■ **What is expected**
Repeat everything from the line holding "Output the component" to the line holding "import React from", inclusive, exactly. Leave out the rest.
──────────
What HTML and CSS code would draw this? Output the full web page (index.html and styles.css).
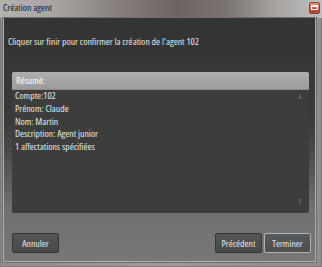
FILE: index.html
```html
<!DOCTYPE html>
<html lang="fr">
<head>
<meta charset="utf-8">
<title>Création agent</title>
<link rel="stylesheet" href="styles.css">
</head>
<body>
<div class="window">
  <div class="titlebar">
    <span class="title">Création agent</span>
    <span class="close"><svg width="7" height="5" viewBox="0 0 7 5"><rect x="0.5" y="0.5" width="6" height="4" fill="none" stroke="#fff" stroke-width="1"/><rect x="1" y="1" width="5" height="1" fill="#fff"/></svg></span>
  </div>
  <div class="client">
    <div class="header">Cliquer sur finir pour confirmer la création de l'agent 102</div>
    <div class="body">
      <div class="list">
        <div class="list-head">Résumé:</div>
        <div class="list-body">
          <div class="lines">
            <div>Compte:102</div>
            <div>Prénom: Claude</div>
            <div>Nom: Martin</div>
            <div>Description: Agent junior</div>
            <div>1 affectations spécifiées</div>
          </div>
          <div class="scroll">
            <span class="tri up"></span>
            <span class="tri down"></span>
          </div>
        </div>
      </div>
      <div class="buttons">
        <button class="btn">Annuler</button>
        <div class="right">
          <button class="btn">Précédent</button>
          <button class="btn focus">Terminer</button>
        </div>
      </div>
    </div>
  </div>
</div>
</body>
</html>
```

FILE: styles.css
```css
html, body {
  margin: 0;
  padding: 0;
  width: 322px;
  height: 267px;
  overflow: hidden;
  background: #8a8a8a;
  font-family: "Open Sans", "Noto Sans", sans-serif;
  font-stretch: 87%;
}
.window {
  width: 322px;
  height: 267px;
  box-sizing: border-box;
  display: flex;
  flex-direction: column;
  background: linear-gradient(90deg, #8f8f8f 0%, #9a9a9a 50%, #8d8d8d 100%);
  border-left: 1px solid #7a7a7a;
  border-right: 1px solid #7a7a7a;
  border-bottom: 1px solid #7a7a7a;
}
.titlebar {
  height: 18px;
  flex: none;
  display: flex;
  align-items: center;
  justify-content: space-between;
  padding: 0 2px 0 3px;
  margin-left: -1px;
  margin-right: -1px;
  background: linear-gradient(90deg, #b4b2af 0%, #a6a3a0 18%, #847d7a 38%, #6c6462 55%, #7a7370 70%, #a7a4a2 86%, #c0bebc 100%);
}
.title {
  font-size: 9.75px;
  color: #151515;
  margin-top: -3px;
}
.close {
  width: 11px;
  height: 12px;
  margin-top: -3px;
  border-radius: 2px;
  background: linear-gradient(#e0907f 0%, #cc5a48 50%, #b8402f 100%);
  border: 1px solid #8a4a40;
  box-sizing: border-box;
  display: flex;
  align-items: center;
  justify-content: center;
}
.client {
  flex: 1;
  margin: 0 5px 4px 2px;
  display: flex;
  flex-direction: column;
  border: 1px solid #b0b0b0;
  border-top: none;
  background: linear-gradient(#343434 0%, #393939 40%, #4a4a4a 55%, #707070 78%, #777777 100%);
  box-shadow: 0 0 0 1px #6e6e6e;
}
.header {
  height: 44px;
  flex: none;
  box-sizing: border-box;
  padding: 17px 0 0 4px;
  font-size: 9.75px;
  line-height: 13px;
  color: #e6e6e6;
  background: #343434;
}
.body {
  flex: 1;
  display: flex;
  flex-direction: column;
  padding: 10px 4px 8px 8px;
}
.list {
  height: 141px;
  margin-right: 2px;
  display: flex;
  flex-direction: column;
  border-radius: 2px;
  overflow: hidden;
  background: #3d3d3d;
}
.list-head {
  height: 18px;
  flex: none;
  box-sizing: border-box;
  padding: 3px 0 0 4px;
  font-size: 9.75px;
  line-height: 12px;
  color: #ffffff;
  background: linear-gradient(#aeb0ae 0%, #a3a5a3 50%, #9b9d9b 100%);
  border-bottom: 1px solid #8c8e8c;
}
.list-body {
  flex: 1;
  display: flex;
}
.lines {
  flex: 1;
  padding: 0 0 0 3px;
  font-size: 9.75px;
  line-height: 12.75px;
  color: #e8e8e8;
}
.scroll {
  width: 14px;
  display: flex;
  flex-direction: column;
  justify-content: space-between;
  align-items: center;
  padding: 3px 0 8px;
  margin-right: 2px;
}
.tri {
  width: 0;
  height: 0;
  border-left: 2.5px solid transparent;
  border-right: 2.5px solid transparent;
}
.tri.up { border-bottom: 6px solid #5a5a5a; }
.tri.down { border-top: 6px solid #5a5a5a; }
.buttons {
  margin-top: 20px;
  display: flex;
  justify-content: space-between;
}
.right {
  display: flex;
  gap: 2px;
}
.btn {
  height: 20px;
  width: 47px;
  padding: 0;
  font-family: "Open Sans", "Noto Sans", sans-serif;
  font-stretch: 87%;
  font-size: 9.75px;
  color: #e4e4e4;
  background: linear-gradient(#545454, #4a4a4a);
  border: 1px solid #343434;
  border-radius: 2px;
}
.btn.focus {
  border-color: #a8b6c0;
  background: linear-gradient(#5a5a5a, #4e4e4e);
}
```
──────────
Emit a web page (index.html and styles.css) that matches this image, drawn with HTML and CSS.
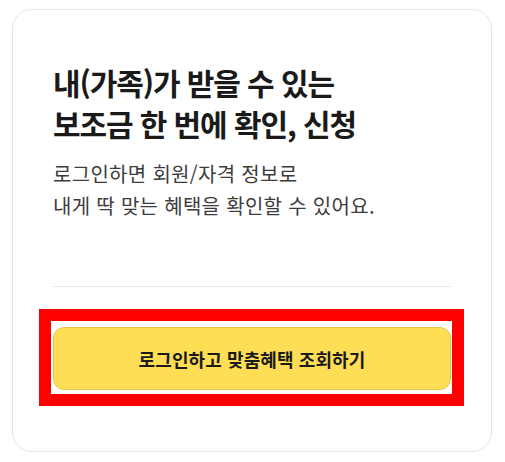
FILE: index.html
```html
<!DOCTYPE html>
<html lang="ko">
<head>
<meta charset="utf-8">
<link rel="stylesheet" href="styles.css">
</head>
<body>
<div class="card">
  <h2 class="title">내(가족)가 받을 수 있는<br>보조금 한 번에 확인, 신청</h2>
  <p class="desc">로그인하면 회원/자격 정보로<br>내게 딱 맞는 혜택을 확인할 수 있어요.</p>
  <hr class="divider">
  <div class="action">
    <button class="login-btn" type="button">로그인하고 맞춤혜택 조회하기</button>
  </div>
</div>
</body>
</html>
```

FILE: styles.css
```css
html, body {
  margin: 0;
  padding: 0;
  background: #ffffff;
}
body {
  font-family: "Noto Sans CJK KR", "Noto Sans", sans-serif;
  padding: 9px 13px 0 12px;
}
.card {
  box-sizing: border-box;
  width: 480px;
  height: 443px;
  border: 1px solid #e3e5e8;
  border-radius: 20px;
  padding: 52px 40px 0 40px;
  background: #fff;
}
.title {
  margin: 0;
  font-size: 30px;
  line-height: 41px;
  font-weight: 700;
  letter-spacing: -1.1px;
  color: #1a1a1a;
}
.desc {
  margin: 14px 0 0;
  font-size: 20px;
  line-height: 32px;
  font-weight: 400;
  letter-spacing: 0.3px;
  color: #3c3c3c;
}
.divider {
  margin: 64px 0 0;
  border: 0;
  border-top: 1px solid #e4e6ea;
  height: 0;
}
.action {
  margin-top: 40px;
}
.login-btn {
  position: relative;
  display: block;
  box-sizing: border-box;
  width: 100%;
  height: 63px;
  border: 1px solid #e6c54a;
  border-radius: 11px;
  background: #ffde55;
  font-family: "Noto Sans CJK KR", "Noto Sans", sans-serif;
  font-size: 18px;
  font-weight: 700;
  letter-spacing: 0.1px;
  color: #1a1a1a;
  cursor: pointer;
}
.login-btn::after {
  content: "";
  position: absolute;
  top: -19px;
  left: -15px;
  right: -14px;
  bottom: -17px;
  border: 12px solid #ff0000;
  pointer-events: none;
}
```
──────────
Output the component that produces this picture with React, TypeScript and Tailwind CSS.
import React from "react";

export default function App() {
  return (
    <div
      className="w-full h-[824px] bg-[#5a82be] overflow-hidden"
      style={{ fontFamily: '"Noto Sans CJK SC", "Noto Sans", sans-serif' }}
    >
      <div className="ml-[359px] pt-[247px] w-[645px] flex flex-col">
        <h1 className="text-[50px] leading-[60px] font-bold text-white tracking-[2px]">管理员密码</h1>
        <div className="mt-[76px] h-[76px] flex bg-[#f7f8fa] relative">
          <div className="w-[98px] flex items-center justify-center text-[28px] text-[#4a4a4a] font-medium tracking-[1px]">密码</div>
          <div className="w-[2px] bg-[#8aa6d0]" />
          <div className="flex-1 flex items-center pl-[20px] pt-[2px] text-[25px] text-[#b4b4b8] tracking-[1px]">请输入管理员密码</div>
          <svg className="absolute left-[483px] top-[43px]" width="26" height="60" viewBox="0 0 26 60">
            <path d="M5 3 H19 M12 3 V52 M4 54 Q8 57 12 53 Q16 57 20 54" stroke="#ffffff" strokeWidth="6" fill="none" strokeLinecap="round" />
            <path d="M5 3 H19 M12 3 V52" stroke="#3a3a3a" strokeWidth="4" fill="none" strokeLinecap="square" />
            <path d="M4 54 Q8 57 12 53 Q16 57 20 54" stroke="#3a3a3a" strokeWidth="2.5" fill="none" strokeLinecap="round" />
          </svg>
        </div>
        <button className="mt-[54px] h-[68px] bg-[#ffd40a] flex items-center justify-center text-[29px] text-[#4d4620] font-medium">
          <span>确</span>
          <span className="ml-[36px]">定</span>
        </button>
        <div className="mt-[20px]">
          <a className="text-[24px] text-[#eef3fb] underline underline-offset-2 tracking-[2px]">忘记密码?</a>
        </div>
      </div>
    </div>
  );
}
──────────
■ **Exercise result**
Output the component that produces this picture with React, TypeScript and Tailwind CSS.
import React from "react";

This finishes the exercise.